When he needed to finance his seminary education, Mike Smith, of Jack-A-Roo's Bennett's Wallabies in Swansea, Ill., began raising wallabies. "Raising and selling the animals paid for my doctorate work," Smith says. "Then it paid for vacations and little extras along the way."

"Fifteen years ago, I was raising ferrets just for fun and enjoyed them," Smith says. "We were struggling and needed some extra income. We live in goat country, and someone had included a pallet of wallabies from New Zealand along with a shipment of goats. I wanted them but I couldn't afford them, so I asked a friend if he wanted to go into the wallaby business. He said yes, and I've been making money and having fun with it ever since."

For David Lombard, owner of birdfarm.com, exotic pets have been more than just a sideline business. Eleven years ago, he lost his job as a sales manager and decided to go into business for himself. At the time, he had two small birds, and he saw how people who buy birds also buy plenty of toys and accessories for their pets. He started selling birds and bird accessories through his website, then opened a retail store in Boardman, Ohio, three years later. He sells bird food and cages, as well as more unusual products such as bird diapers with a patented "poop-pouch" and a hands-free vest-style carrier which lets pet owners bring their small-bird wherever they go.

"At first it was really scary," Lombard says. "I had no retail business experience myself so I surrounded myself with the best people I could find."

"Before I started the business, I used the last of my savings to fly down to Florida and learn as much as I could from breeder friends," he says. "I knew if I was going to do this, and make a living at it, I had to learn from the people I was going to do business with."

His business has expanded quickly, outgrowing three retail spaces in the past seven years. He recently sold the Boardman-based retail store and plans to continue selling online and open additional stores in Las Vegas and Myrtle Beach, S.C. "Since a lot of my business is not local -- of 100 birds, only 35 stay in the area -- I can do it from anywhere," Lombard says.

Like Lombard, Ken Korecky, president of Exotic Nutrition, saw an opportunity in the exotic-pet accessories and food market. At the age of 17, Korecky convinced his father to invest in the pet store where his son worked. Father and son became partners and ran the store for 20 years. Korecky then entered the sales department of a wholesale pet supplier.

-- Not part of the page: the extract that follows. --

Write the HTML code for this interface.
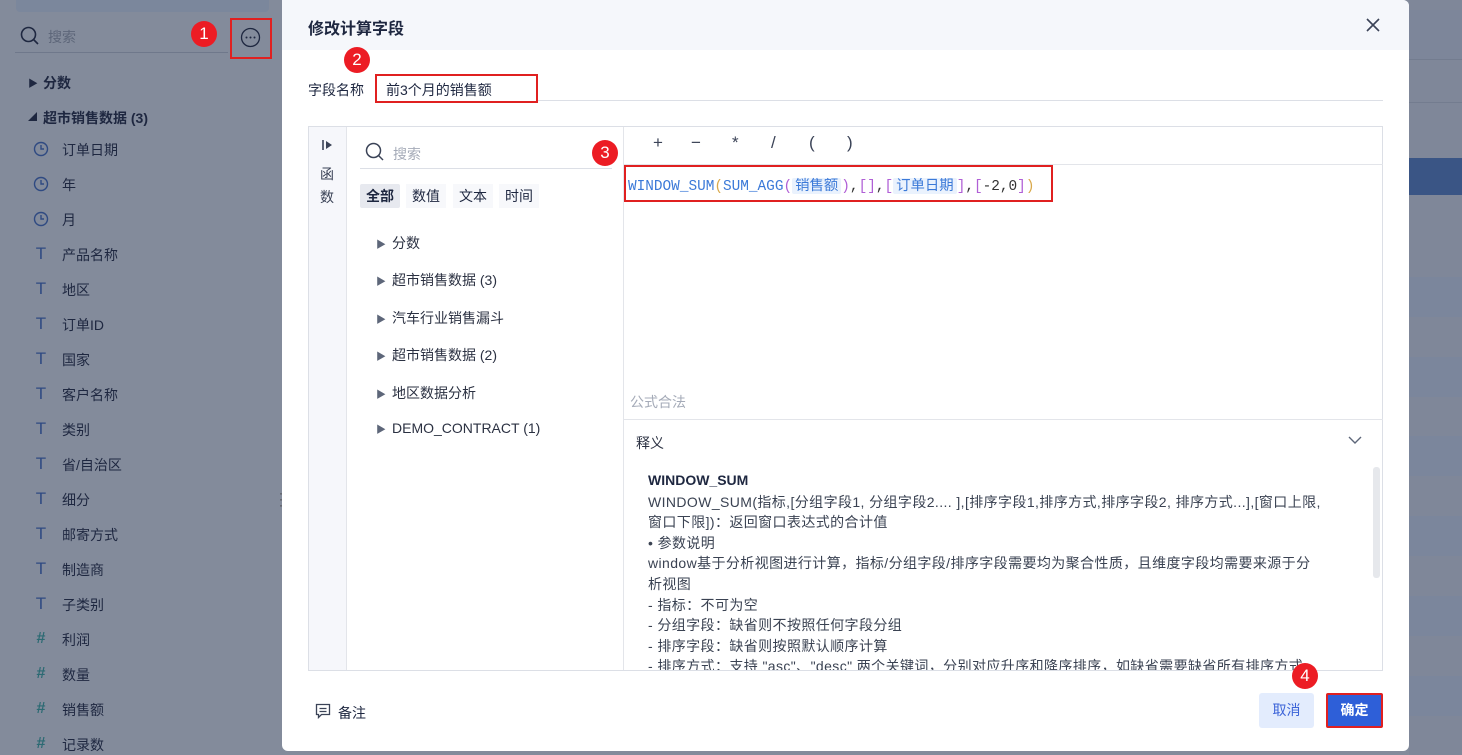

"When I recognized a need for 'species specific' products for the exotic pets many of the stores sold, I began formulating, manufacturing, and packaging products for the exotic-pet trade," Korecky says. "I originally marketed the products to the 100-plus stores the company I worked for serviced. When my business grew, and the product line was in full demand, I left the company to run my business full-time."

Exotic Nutrition originally only sold its food and other exotic-pet accessories wholesale to pet stores, but in 2001, Korecky decided to offer the products directly to the retail market. "Once we designed the website and marketed our products via the Internet, our business grew," he says. "Cash flow enabled us to then broaden our wholesale marketing campaigns."

Exotic Nutrition is growing about 20 percent a year, and Korecky expects the opportunities in the exotic-pet industry will continue to expand, if for no other reason than by law of the jungle. "A pet owner that purchases a pair of animals will sometimes end up with five or six animals after a few years," he says. "Then they sell the offspring, which in turn creates more hungry mouths to feed -- and more customers that require our products."